Budapest, auf den Straßen: Viele junge Menschen feiern ihre bestandenen Abschlussprüfungen. Nur Ábel (Gáspár Adonyi-Walsh) nicht. Der 18-Jährige ist bei der Matura durchgefallen. Blackout. Weil er Angst vor seinem cholerischen, rechtskonservativen Vater (István Znamenák) hat, erzählt er ihm nicht die Geschichte seines Versagens, sondern erwähnt beiläufig, dass womöglich sein linksliberaler Geschichtslehrer Jakab (András Rusznák) schuld sei, dass er nicht durchkam. Warum? Weil an seinem Revers ein nationaler Pin heftete; mehr aus Zufall.
Sein Vater springt auf die Theorie auf, erzählt sie seinem Doktor, sie wird weitergetratscht. Und landet bei der jungen Journalistin Erika (Rebeka Hatházi), die für eine Orbán-treue Zeitung arbeitet und ihre Chance auf eine Coverstory sieht. Ábels Notlüge jazzt sich bald zum nationalen Polit-Skandal hoch.

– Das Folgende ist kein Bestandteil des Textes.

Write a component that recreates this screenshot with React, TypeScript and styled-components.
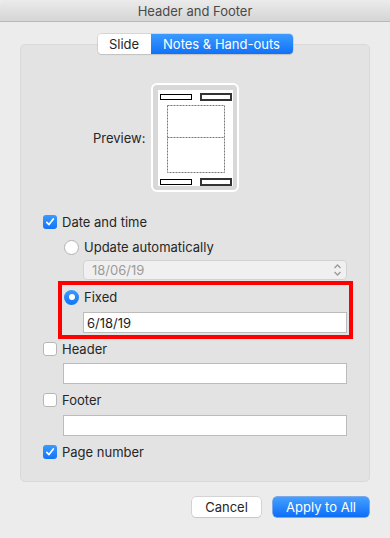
import styled, { createGlobalStyle } from "styled-components";

const GlobalStyle = createGlobalStyle`
    html, body {
        margin: 0;
        padding: 0;
        background: #ececec;
    }
    body {
        font-family: Inter, "Noto Sans", "Liberation Sans", sans-serif;
        font-size: 13px;
        color: #262626;
    }
`;

const Window = styled.div`
    width: 390px;
    height: 538px;
    background: #ececec;
    display: flex;
    flex-direction: column;
    overflow: hidden;
    border-radius: 5px;
`;

const TitleBar = styled.div`
    height: 21px;
    flex: none;
    display: flex;
    align-items: center;
    justify-content: center;
    background: linear-gradient(#ebebeb, #d5d5d5);
    border-bottom: 1px solid #b9b9b9;
    color: #4a4a4a;
    font-size: 13px;
`;

const Tabs = styled.div`
    display: flex;
    align-self: center;
    margin-top: 12px;
    height: 20px;
    position: relative;
    z-index: 1;
    border-radius: 4px;
    box-shadow: 0 0 0 0.5px #bdbdbd, 0 1px 1px rgba(0, 0, 0, 0.12);
    overflow: hidden;
`;

const Tab = styled.div<{ $active?: boolean }>`
    display: flex;
    align-items: center;
    justify-content: center;
    width: ${(p) => (p.$active ? "142px" : "53px")};
    background: ${(p) =>
        p.$active ? "linear-gradient(#3c9bff, #0f72f8)" : "#fff"};
    color: ${(p) => (p.$active ? "#fff" : "#262626")};
`;

const Group = styled.div`
    margin: -10px 20px 0;
    height: 438px;
    box-sizing: border-box;
    background: #e3e3e3;
    border: 1px solid #d9d9d9;
    border-radius: 5px;
    padding: 38px 22px 0 22px;
    display: flex;
    flex-direction: column;
`;

const PreviewRow = styled.div`
    display: flex;
    align-items: center;
    margin-left: 50px;
    gap: 6px;
`;

const PreviewLabel = styled.span`
    width: 52px;
    text-align: right;
`;

const PreviewFrame = styled.div`
    width: 84px;
    height: 105px;
    border: 2px solid #fff;
    border-radius: 6px;
    background: #d8d8d8;
    display: flex;
    align-items: center;
    justify-content: center;
`;

const Page = styled.svg`
    display: block;
    background: #fff;
`;

const Row = styled.label<{ $indent?: number; $top?: number }>`
    display: flex;
    align-items: center;
    gap: 5px;
    height: 18px;
    margin-left: ${(p) => p.$indent ?? 0}px;
    margin-top: ${(p) => p.$top ?? 0}px;
`;

const Check = styled.span<{ $on?: boolean }>`
    width: 14px;
    height: 14px;
    box-sizing: border-box;
    border-radius: 3px;
    flex: none;
    display: flex;
    align-items: center;
    justify-content: center;
    background: ${(p) => (p.$on ? "linear-gradient(#3b9aff, #1275f9)" : "#fff")};
    border: ${(p) => (p.$on ? "none" : "1px solid #b7b7b7")};
`;

const Radio = styled.span<{ $on?: boolean }>`
    width: 15px;
    height: 15px;
    box-sizing: border-box;
    border-radius: 50%;
    flex: none;
    display: flex;
    align-items: center;
    justify-content: center;
    background: ${(p) => (p.$on ? "linear-gradient(#3b9aff, #1275f9)" : "#fff")};
    border: ${(p) => (p.$on ? "none" : "1px solid #b2b2b2")};

    &::after {
        content: "";
        display: ${(p) => (p.$on ? "block" : "none")};
        width: 6px;
        height: 6px;
        border-radius: 50%;
        background: #fff;
    }
`;

const Combo = styled.div`
    margin: 4px 0 0 40px;
    height: 20px;
    box-sizing: border-box;
    border: 1px solid #d2d2d2;
    border-radius: 4px;
    background: #f0f0f0;
    color: #9b9b9b;
    display: flex;
    align-items: center;
    justify-content: space-between;
    padding: 0 4px 0 8px;
`;

const Highlight = styled.div`
    margin: 1px -6px 0 15px;
    border: 4px solid #ff0000;
    padding: 3px 2px 2px 2px;
    display: flex;
    flex-direction: column;
`;

const Field = styled.div<{ $indent?: number; $top?: number }>`
    height: 21px;
    box-sizing: border-box;
    margin-left: ${(p) => p.$indent ?? 0}px;
    margin-top: ${(p) => p.$top ?? 0}px;
    background: #fff;
    border: 1px solid #bcbcbc;
    display: flex;
    align-items: center;
    padding-left: 3px;
    color: #1e1e1e;
`;

const Footer = styled.div`
    display: flex;
    justify-content: flex-end;
    gap: 12px;
    padding: 15px 21px 0 0;
`;

const Button = styled.div<{ $primary?: boolean }>`
    height: 20px;
    width: ${(p) => (p.$primary ? "96px" : "69px")};
    box-sizing: border-box;
    border-radius: 4px;
    display: flex;
    align-items: center;
    justify-content: center;
    background: ${(p) =>
        p.$primary ? "linear-gradient(#45a0ff, #0c6ef7)" : "#fff"};
    color: ${(p) => (p.$primary ? "#fff" : "#262626")};
    box-shadow: ${(p) =>
        p.$primary
            ? "0 0 0 0.5px #1066e0"
            : "0 0 0 0.5px #bcbcbc, 0 1px 1px rgba(0,0,0,0.1)"};
`;

const Tick = () => (
    <svg width='10' height='10' viewBox='0 0 10 10'>
        <path
            d='M1.8 5.3 L4 7.6 L8.3 2'
            fill='none'
            stroke='#fff'
            strokeWidth='1.7'
            strokeLinecap='round'
            strokeLinejoin='round'
        />
    </svg>
);

const Stepper = () => (
    <svg width='9' height='14' viewBox='0 0 9 14'>
        <path
            d='M1.5 5 L4.5 2 L7.5 5 M1.5 9 L4.5 12 L7.5 9'
            fill='none'
            stroke='#9a9a9a'
            strokeWidth='1.3'
        />
    </svg>
);

// thumbnail of the handout page: header/footer boxes and two slide areas
const PagePreview = () => (
    <Page width='75' height='96' viewBox='0 0 75 96'>
        <rect x='2.5' y='4.5' width='31' height='5' fill='#fff' stroke='#000' />
        <rect x='43' y='4' width='30' height='6' fill='#fff' stroke='#333' strokeWidth='2' />
        <rect
            x='9.5'
            y='15.5'
            width='57'
            height='67'
            fill='none'
            stroke='#777'
            strokeDasharray='2 1'
        />
        <line x1='9.5' y1='47.5' x2='66.5' y2='47.5' stroke='#777' strokeDasharray='2 1' />
        <rect x='2.5' y='89.5' width='31' height='5' fill='#fff' stroke='#000' />
        <rect x='43' y='89' width='30' height='6' fill='#fff' stroke='#333' strokeWidth='2' />
    </Page>
);

const App = () => {
    return (
        <Window>
            <GlobalStyle />
            <TitleBar>Header and Footer</TitleBar>

            <Tabs>
                <Tab>Slide</Tab>
                <Tab $active>Notes &amp; Hand-outs</Tab>
            </Tabs>

            <Group>
                <PreviewRow>
                    <PreviewLabel>Preview:</PreviewLabel>
                    <PreviewFrame>
                        <PagePreview />
                    </PreviewFrame>
                </PreviewRow>

                <Row $top={21}>
                    <Check $on>
                        <Tick />
                    </Check>
                    Date and time
                </Row>
                <Row $indent={21} $top={7}>
                    <Radio />
                    Update automatically
                </Row>
                <Combo>
                    18/06/19
                    <Stepper />
                </Combo>

                <Highlight>
                    <Row>
                        <Radio $on />
                        Fixed
                    </Row>
                    <Field $indent={19} $top={6}>
                        6/18/19
                    </Field>
                </Highlight>

                <Row $top={1}>
                    <Check />
                    Header
                </Row>
                <Field $indent={20} $top={5} />

                <Row $top={7}>
                    <Check />
                    Footer
                </Row>
                <Field $indent={20} $top={6} />

                <Row $top={7}>
                    <Check $on>
                        <Tick />
                    </Check>
                    Page number
                </Row>
            </Group>

            <Footer>
                <Button>Cancel</Button>
                <Button $primary>Apply to All</Button>
            </Footer>
        </Window>
    );
};

export default App;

Gábor Reisz entlarvt in seinem messerscharfen Mentalitätsporträt „Explanation for Everything“, was es für die Bevölkerung bedeutet, wenn ein Land wie Ungarn gespalten ist und „die Kommunikation zwischen den Seiten brach liegt“, wie er zur Kleinen Zeitung sagt. „Mit 18 Jahren war ich auch politisch verwirrt. Was mein Vater ideologisch dachte, war mir wichtig.“
Der Filmemacher erinnert sich auch noch an jene Fidesz-Partei von 1989, die man nicht mit der heutigen vergleichen könnte. „2002 begannen plötzlich alle, den nationalistischen Pin zu tragen“, erzählt Filmproduzentin Júlia Berkes.
Mit Haltung, aber ohne Vorverurteilung oder Stereotype zu bedienen, skizziert der kleine Film große und drängende Fragen. „Explanation for Everything“ mahnt vor der Spaltung von Gesellschaften und den Machtmechanismen, die diese vorantreiben. Leichtfüßig verpackt in die Familiengeschichte eines traumwandlerischen Heranwachsenden.
Bei den Filmfestspielen von Venedig mauserte sich der Low-Budget-Film 2023 zum Festivalliebling und gewann den Preis in der Orizzonti-Sektion. Und was passierte im unter Regierungschef Viktor Orbán großteils zentralisierten Mediensystem Ungarns? Die regierungsnahe Presse berichtet über den Siegerfilm „Poor Things“ im Wettbewerb. Kein Wort vom ungarischen Gewinnerfilm.
„Wir erhielten keine Förderungen für den Film, nicht einmal für die Entwicklung“, sagt die Produzentin. Mit weniger als 100.000 Euro Budget mauserte sich „Explanation for Everything“ dennoch weltweit zum Festivalhit. Zwei Kritiken gab es in regierungsnahen Medien; eine davon war sehr positiv, sie wurde nach kurzer Zeit wieder offline genommen.
Ein Film wie dieser, so die beiden, könne Konsequenzen haben. „Aber wir mussten ihn machen.“ Mit geringsten Mitteln. „Ungarn ist ein großartiges Land, Budapest eine fantastische Stadt – für die Inspiration super. Die Themen liegen auf der Straße, sie müssen erzählt werden.“ Auch, wenn es immer schwierig wird, sie zu finanzieren.